# [INPUT FOR THIS TASK]

— begin —

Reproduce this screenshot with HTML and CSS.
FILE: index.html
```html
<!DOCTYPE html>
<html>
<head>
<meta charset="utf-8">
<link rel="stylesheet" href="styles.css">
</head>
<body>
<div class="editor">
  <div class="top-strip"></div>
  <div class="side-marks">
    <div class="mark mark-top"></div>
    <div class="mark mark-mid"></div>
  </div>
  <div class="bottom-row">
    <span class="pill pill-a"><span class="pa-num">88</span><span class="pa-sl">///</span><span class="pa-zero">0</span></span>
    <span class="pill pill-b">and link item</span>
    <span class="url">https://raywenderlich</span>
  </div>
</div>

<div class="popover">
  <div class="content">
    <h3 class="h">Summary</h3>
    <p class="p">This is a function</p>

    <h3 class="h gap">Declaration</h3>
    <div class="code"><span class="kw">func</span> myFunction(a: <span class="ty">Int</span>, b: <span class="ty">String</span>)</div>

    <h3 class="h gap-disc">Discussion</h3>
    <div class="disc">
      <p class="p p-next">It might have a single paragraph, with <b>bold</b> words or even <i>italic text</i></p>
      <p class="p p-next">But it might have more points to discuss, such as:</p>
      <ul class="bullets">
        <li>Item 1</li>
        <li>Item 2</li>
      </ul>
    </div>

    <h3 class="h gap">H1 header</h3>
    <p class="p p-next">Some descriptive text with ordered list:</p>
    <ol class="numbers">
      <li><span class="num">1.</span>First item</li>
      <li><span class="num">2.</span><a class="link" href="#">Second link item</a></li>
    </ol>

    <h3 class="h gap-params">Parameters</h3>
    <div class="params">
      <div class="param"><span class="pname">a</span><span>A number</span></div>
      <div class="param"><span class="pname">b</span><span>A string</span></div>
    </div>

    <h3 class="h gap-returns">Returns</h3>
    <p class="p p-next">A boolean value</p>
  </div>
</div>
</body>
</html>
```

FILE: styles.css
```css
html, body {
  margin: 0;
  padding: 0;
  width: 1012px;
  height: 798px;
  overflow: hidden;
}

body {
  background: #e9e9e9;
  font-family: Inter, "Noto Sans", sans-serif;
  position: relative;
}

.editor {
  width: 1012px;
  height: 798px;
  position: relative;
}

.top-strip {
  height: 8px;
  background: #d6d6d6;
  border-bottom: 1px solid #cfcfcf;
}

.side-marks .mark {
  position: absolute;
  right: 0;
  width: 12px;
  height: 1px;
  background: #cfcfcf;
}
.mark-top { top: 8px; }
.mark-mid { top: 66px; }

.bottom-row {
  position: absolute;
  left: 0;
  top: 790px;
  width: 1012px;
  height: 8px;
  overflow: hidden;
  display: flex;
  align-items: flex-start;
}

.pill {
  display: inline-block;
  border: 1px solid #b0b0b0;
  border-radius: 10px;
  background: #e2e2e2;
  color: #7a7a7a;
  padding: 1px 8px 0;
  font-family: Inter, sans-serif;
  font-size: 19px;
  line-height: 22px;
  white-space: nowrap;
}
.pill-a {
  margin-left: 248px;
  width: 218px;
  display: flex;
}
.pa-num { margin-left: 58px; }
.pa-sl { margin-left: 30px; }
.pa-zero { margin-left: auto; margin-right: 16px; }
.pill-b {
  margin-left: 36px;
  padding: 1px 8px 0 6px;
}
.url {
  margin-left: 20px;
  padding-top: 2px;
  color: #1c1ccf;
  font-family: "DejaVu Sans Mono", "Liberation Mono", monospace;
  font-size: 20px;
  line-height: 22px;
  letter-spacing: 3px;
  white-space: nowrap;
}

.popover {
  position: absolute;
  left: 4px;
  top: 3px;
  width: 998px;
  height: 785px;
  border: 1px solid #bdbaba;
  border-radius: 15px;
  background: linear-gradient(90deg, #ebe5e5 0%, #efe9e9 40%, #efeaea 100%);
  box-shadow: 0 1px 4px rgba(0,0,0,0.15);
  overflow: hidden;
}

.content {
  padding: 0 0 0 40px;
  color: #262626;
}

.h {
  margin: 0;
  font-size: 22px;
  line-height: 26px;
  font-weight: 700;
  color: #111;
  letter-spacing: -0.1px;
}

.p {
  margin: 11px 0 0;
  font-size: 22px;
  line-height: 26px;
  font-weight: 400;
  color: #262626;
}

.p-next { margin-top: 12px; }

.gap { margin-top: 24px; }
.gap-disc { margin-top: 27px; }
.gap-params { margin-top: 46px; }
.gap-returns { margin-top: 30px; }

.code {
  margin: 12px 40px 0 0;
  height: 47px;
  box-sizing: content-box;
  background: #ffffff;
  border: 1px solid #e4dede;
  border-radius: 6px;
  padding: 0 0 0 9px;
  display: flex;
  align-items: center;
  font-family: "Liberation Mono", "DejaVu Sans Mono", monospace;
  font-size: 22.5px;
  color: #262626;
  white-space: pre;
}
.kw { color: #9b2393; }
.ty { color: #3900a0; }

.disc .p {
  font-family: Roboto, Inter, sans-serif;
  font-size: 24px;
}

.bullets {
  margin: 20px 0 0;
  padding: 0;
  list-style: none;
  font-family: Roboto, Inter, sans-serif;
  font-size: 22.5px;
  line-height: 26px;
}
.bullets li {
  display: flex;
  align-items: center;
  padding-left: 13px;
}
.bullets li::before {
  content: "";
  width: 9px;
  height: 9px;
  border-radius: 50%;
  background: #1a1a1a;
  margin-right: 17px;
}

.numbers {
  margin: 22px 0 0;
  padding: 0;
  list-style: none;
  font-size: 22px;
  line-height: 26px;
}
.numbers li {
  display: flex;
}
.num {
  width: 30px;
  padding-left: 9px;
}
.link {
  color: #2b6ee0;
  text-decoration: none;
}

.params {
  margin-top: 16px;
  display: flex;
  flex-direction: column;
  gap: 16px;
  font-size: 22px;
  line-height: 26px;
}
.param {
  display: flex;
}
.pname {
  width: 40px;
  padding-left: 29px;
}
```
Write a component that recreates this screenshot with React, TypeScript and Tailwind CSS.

— end —

Print every record exactly as it was given.

# [EXPECTED ANSWER]
Reproduce this screenshot with HTML and CSS.
FILE: index.html
```html
<!DOCTYPE html>
<html>
<head>
<meta charset="utf-8">
<link rel="stylesheet" href="styles.css">
</head>
<body>
<div class="editor">
  <div class="top-strip"></div>
  <div class="side-marks">
    <div class="mark mark-top"></div>
    <div class="mark mark-mid"></div>
  </div>
  <div class="bottom-row">
    <span class="pill pill-a"><span class="pa-num">88</span><span class="pa-sl">///</span><span class="pa-zero">0</span></span>
    <span class="pill pill-b">and link item</span>
    <span class="url">https://raywenderlich</span>
  </div>
</div>

<div class="popover">
  <div class="content">
    <h3 class="h">Summary</h3>
    <p class="p">This is a function</p>

    <h3 class="h gap">Declaration</h3>
    <div class="code"><span class="kw">func</span> myFunction(a: <span class="ty">Int</span>, b: <span class="ty">String</span>)</div>

    <h3 class="h gap-disc">Discussion</h3>
    <div class="disc">
      <p class="p p-next">It might have a single paragraph, with <b>bold</b> words or even <i>italic text</i></p>
      <p class="p p-next">But it might have more points to discuss, such as:</p>
      <ul class="bullets">
        <li>Item 1</li>
        <li>Item 2</li>
      </ul>
    </div>

    <h3 class="h gap">H1 header</h3>
    <p class="p p-next">Some descriptive text with ordered list:</p>
    <ol class="numbers">
      <li><span class="num">1.</span>First item</li>
      <li><span class="num">2.</span><a class="link" href="#">Second link item</a></li>
    </ol>

    <h3 class="h gap-params">Parameters</h3>
    <div class="params">
      <div class="param"><span class="pname">a</span><span>A number</span></div>
      <div class="param"><span class="pname">b</span><span>A string</span></div>
    </div>

    <h3 class="h gap-returns">Returns</h3>
    <p class="p p-next">A boolean value</p>
  </div>
</div>
</body>
</html>
```

FILE: styles.css
```css
html, body {
  margin: 0;
  padding: 0;
  width: 1012px;
  height: 798px;
  overflow: hidden;
}

body {
  background: #e9e9e9;
  font-family: Inter, "Noto Sans", sans-serif;
  position: relative;
}

.editor {
  width: 1012px;
  height: 798px;
  position: relative;
}

.top-strip {
  height: 8px;
  background: #d6d6d6;
  border-bottom: 1px solid #cfcfcf;
}

.side-marks .mark {
  position: absolute;
  right: 0;
  width: 12px;
  height: 1px;
  background: #cfcfcf;
}
.mark-top { top: 8px; }
.mark-mid { top: 66px; }

.bottom-row {
  position: absolute;
  left: 0;
  top: 790px;
  width: 1012px;
  height: 8px;
  overflow: hidden;
  display: flex;
  align-items: flex-start;
}

.pill {
  display: inline-block;
  border: 1px solid #b0b0b0;
  border-radius: 10px;
  background: #e2e2e2;
  color: #7a7a7a;
  padding: 1px 8px 0;
  font-family: Inter, sans-serif;
  font-size: 19px;
  line-height: 22px;
  white-space: nowrap;
}
.pill-a {
  margin-left: 248px;
  width: 218px;
  display: flex;
}
.pa-num { margin-left: 58px; }
.pa-sl { margin-left: 30px; }
.pa-zero { margin-left: auto; margin-right: 16px; }
.pill-b {
  margin-left: 36px;
  padding: 1px 8px 0 6px;
}
.url {
  margin-left: 20px;
  padding-top: 2px;
  color: #1c1ccf;
  font-family: "DejaVu Sans Mono", "Liberation Mono", monospace;
  font-size: 20px;
  line-height: 22px;
  letter-spacing: 3px;
  white-space: nowrap;
}

.popover {
  position: absolute;
  left: 4px;
  top: 3px;
  width: 998px;
  height: 785px;
  border: 1px solid #bdbaba;
  border-radius: 15px;
  background: linear-gradient(90deg, #ebe5e5 0%, #efe9e9 40%, #efeaea 100%);
  box-shadow: 0 1px 4px rgba(0,0,0,0.15);
  overflow: hidden;
}

.content {
  padding: 0 0 0 40px;
  color: #262626;
}

.h {
  margin: 0;
  font-size: 22px;
  line-height: 26px;
  font-weight: 700;
  color: #111;
  letter-spacing: -0.1px;
}

.p {
  margin: 11px 0 0;
  font-size: 22px;
  line-height: 26px;
  font-weight: 400;
  color: #262626;
}

.p-next { margin-top: 12px; }

.gap { margin-top: 24px; }
.gap-disc { margin-top: 27px; }
.gap-params { margin-top: 46px; }
.gap-returns { margin-top: 30px; }

.code {
  margin: 12px 40px 0 0;
  height: 47px;
  box-sizing: content-box;
  background: #ffffff;
  border: 1px solid #e4dede;
  border-radius: 6px;
  padding: 0 0 0 9px;
  display: flex;
  align-items: center;
  font-family: "Liberation Mono", "DejaVu Sans Mono", monospace;
  font-size: 22.5px;
  color: #262626;
  white-space: pre;
}
.kw { color: #9b2393; }
.ty { color: #3900a0; }

.disc .p {
  font-family: Roboto, Inter, sans-serif;
  font-size: 24px;
}

.bullets {
  margin: 20px 0 0;
  padding: 0;
  list-style: none;
  font-family: Roboto, Inter, sans-serif;
  font-size: 22.5px;
  line-height: 26px;
}
.bullets li {
  display: flex;
  align-items: center;
  padding-left: 13px;
}
.bullets li::before {
  content: "";
  width: 9px;
  height: 9px;
  border-radius: 50%;
  background: #1a1a1a;
  margin-right: 17px;
}

.numbers {
  margin: 22px 0 0;
  padding: 0;
  list-style: none;
  font-size: 22px;
  line-height: 26px;
}
.numbers li {
  display: flex;
}
.num {
  width: 30px;
  padding-left: 9px;
}
.link {
  color: #2b6ee0;
  text-decoration: none;
}

.params {
  margin-top: 16px;
  display: flex;
  flex-direction: column;
  gap: 16px;
  font-size: 22px;
  line-height: 26px;
}
.param {
  display: flex;
}
.pname {
  width: 40px;
  padding-left: 29px;
}
```
Write a component that recreates this screenshot with React, TypeScript and Tailwind CSS.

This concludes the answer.